Ana Cristina Videira teria ainda outro momento não menos difícil pela frente, o de contar aos filhos, de 16 e 24 anos. “Pedi-lhes desculpa do que me estava a acontecer”. Com a ajuda do ex-marido, enfermeiro de profissão, foi explicado aos filhos que o problema era grave e que o pior poderia acontecer.

Dos tratamentos à queda de cabelo e outras sequelas


Pouco mais de um mês após o diagnóstico, foi para o bloco de operações onde realizou uma mastectomia radical da mama esquerda e um esvaziamento axiliar, cirurgia que a deixou com uma costura e dois drenos.
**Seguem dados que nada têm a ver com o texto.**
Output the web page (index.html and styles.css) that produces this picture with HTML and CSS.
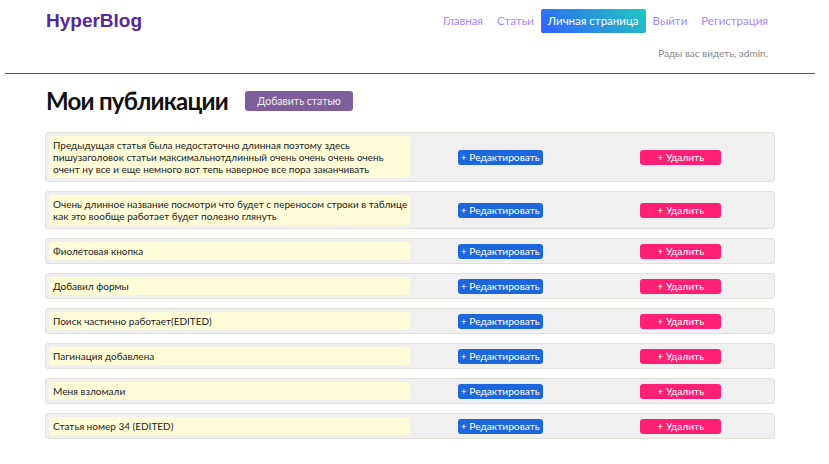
FILE: index.html
```html
<!DOCTYPE html>
<html lang="ru">
<head>
<meta charset="utf-8">
<title>HyperBlog</title>
<link rel="stylesheet" href="styles.css">
</head>
<body>
<header class="site-header">
  <div class="container">
    <div class="topbar">
      <a class="logo" href="#">HyperBlog</a>
      <nav class="nav">
        <a class="nav-link" href="#">Главная</a>
        <a class="nav-link" href="#">Статьи</a>
        <a class="nav-link active" href="#">Личная страница</a>
        <a class="nav-link" href="#">Выйти</a>
        <a class="nav-link" href="#">Регистрация</a>
      </nav>
    </div>
    <div class="greeting">Рады вас видеть, admin.</div>
  </div>
</header>
<hr class="divider">
<main class="container">
  <div class="title-row">
    <h1 class="page-title">Мои публикации</h1>
    <a class="btn-add" href="#">Добавить статью</a>
  </div>
  <div class="posts">
    <div class="post">
      <div class="post-title">Предыдущая статья была недостаточно длинная поэтому здесь пишузаголовок статьи максимальнотдлинный очень очень очень очень очент ну все и еще немного вот тепь наверное все пора заканчивать</div>
      <div class="post-cell"><a class="btn btn-edit" href="#">+ Редактировать</a></div>
      <div class="post-cell"><a class="btn btn-delete" href="#">+ Удалить</a></div>
    </div>
    <div class="post">
      <div class="post-title">Очень длинное название посмотри что будет с переносом строки в таблице как это вообще работает будет полезно глянуть</div>
      <div class="post-cell"><a class="btn btn-edit" href="#">+ Редактировать</a></div>
      <div class="post-cell"><a class="btn btn-delete" href="#">+ Удалить</a></div>
    </div>
    <div class="post">
      <div class="post-title">Фиолетовая кнопка</div>
      <div class="post-cell"><a class="btn btn-edit" href="#">+ Редактировать</a></div>
      <div class="post-cell"><a class="btn btn-delete" href="#">+ Удалить</a></div>
    </div>
    <div class="post">
      <div class="post-title">Добавил формы</div>
      <div class="post-cell"><a class="btn btn-edit" href="#">+ Редактировать</a></div>
      <div class="post-cell"><a class="btn btn-delete" href="#">+ Удалить</a></div>
    </div>
    <div class="post">
      <div class="post-title">Поиск частично работает(EDITED)</div>
      <div class="post-cell"><a class="btn btn-edit" href="#">+ Редактировать</a></div>
      <div class="post-cell"><a class="btn btn-delete" href="#">+ Удалить</a></div>
    </div>
    <div class="post">
      <div class="post-title">Пагинация добавлена</div>
      <div class="post-cell"><a class="btn btn-edit" href="#">+ Редактировать</a></div>
      <div class="post-cell"><a class="btn btn-delete" href="#">+ Удалить</a></div>
    </div>
    <div class="post">
      <div class="post-title">Меня взломали</div>
      <div class="post-cell"><a class="btn btn-edit" href="#">+ Редактировать</a></div>
      <div class="post-cell"><a class="btn btn-delete" href="#">+ Удалить</a></div>
    </div>
    <div class="post">
      <div class="post-title">Статья номер 34 (EDITED)</div>
      <div class="post-cell"><a class="btn btn-edit" href="#">+ Редактировать</a></div>
      <div class="post-cell"><a class="btn btn-delete" href="#">+ Удалить</a></div>
    </div>
  </div>
</main>
</body>
</html>
```
FILE: styles.css
```css
* { box-sizing: border-box; }
html, body { margin: 0; padding: 0; background: #fff; }
body {
  font-family: Lato, "Open Sans", sans-serif;
  color: #222;
}
a { text-decoration: none; }

.container {
  margin: 0 54px 0 45px;
}

.site-header .container { padding-top: 9px; }

.topbar {
  display: flex;
  justify-content: space-between;
  align-items: center;
}

.logo {
  font-family: "Liberation Sans", Arial, sans-serif;
  font-weight: bold;
  font-size: 19px;
  line-height: 24px;
  color: #55289c;
  padding-left: 1px;
}

.nav { display: flex; align-items: center; }
.nav-link {
  font-size: 11.5px;
  line-height: 24px;
  height: 24px;
  padding: 0 7px;
  color: #a78bfa;
  border-radius: 2px;
}
.nav-link.active {
  color: #fff;
  background: linear-gradient(45deg, #3160ff 0%, #1fcabd 100%);
}

.greeting {
  margin-top: 14px;
  text-align: right;
  padding-right: 7px;
  font-size: 10px;
  line-height: 12px;
  color: #888;
}

.divider {
  margin: 14px 14px 0 5px;
  border: 0;
  border-top: 1px solid #6e4d86;
  height: 0;
}

.title-row {
  display: flex;
  align-items: center;
  gap: 17px;
  margin-top: 12px;
}
.page-title {
  margin: 0;
  padding-left: 1px;
  font-size: 24px;
  letter-spacing: -0.75px;
  line-height: 30px;
  font-weight: 700;
  color: #111;
}
.btn-add {
  display: inline-block;
  height: 20px;
  line-height: 20px;
  width: 108px;
  text-align: center;
  font-size: 10.5px;
  color: #eee;
  background: #7e5f9a;
  border-radius: 3px;
}

.posts {
  margin-top: 16px;
  display: flex;
  flex-direction: column;
  gap: 9px;
}
.post {
  display: grid;
  grid-template-columns: 361px 1fr 1fr;
  align-items: center;
  padding: 3px;
  background: #f0f0f0;
  border: 1px solid #e1e1da;
  border-radius: 3px;
}
.post-title {
  align-self: stretch;
  background: #fffcd8;
  border-radius: 3px;
  padding: 3px 0 3px 4px;
  font-size: 10px;
  line-height: 12px;
  color: #222;
}
.post-cell {
  display: flex;
  justify-content: center;
}
.btn {
  display: inline-block;
  min-width: 81px;
  height: 15px;
  line-height: 15px;
  padding: 0 3px;
  text-align: center;
  font-size: 10.2px;
  color: #fff;
  border-radius: 3px;
}
.btn-edit { background: #1c66de; }
.btn-delete { background: #ff1f74; }
```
Em dezembro colocou um cateter e, pouco dias depois, iniciou a quimioterapia. “Vieram os enjoos, as dores intensas no braço e no peito, as aftas, as náuseas…”. Durante os seis meses que se seguiram precisou de fazer dois internamentos - de 8 e 10 dias - com antibióticos e transfusões de sangue.


O cabelo começou a cair logo após a primeira sessão de quimioterapia e optou por rapá-lo. Além de ter que lidar com o cancro, viu a sua autoimagem alterada, o que fez com que não se sentisse a mesma pessoa durante dois anos. “Custou-me muito mais o facto de não ter cabelo do que não ter uma mama. No dia a dia, nunca consegui andar careca, tive sempre uma peruca para me proteger dos olhares das pessoas”, explica. Passado um ano o seu cabelo voltou a crescer, mas não como antes. Desta vez, cresceu encaracolado, e devido à dificuldade em olhar-se ao espelho e identificar-se como a pessoa que sempre foi, recorreu a consultas de psicologia para se sentir mais apoiada. O seu “eu”, como lhe chama Ana Cristina, ficou afetado durante o percuso. “O meu eu não era careca, não usava peruca nem lenço e muito menos tinha caracóis”. Confessa que só se voltou a sentir como era quando o seu cabelo cresceu o suficiente e conseguiu fazer um alisamento.

“No início de 2016 comecei com as consultas na Unidade da Dor e Psicóloga da Dor”, sendo que a dor alterou o seu estado físico e psicológico, pois após a cirurgia esta foi-se tornando cada vez mais intensa, estendendo-se por todo o corpo. Após vários exames foi-lhe diagnosticada uma dor neuropática aguda.

Desistir da reconstrução mamária

Ao invés do que estava inicialmente previsto, em 2017, Ana Cristina Videira foi chamada para reconstrução mamária. Não obstante, após a primeira cirurgia na qual lhe foi colocado o expansor, as dores aumentaram de forma significativa. “Sofri muito, com dor intensa, o que fez com que a medicação para tratar a dor fosse aumentando gradualmente”. Devido às dores intensas - e mesmo que o médico lhe tenha dito para não desistir de concluir a reconstrução - Ana Cristina decidiu renunciar. “Mesmo não concordando, o cirurgião aceitou a minha decisão e rumou ao pedido de nova cirurgia para retirar o expansor mamário”. Para a sobrevivente oncológica esta foi “a melhor opção”, visto que - passado mais ou menos um ano - começou a reduzir a medicação e a sensação de bem-estar aumentou.

Hoje, com 57 anos, Ana Cristina Videira está curada e continua a ser seguida nas consultas de oncologia. Mesmo que ainda sinta alguma dor, já não precisa de ser medicada.

“Não tenho mama, mas sou feliz. Não posso usar o decote que tanto gostava ou o biquíni que preferia, mas estou viva!”, conclui.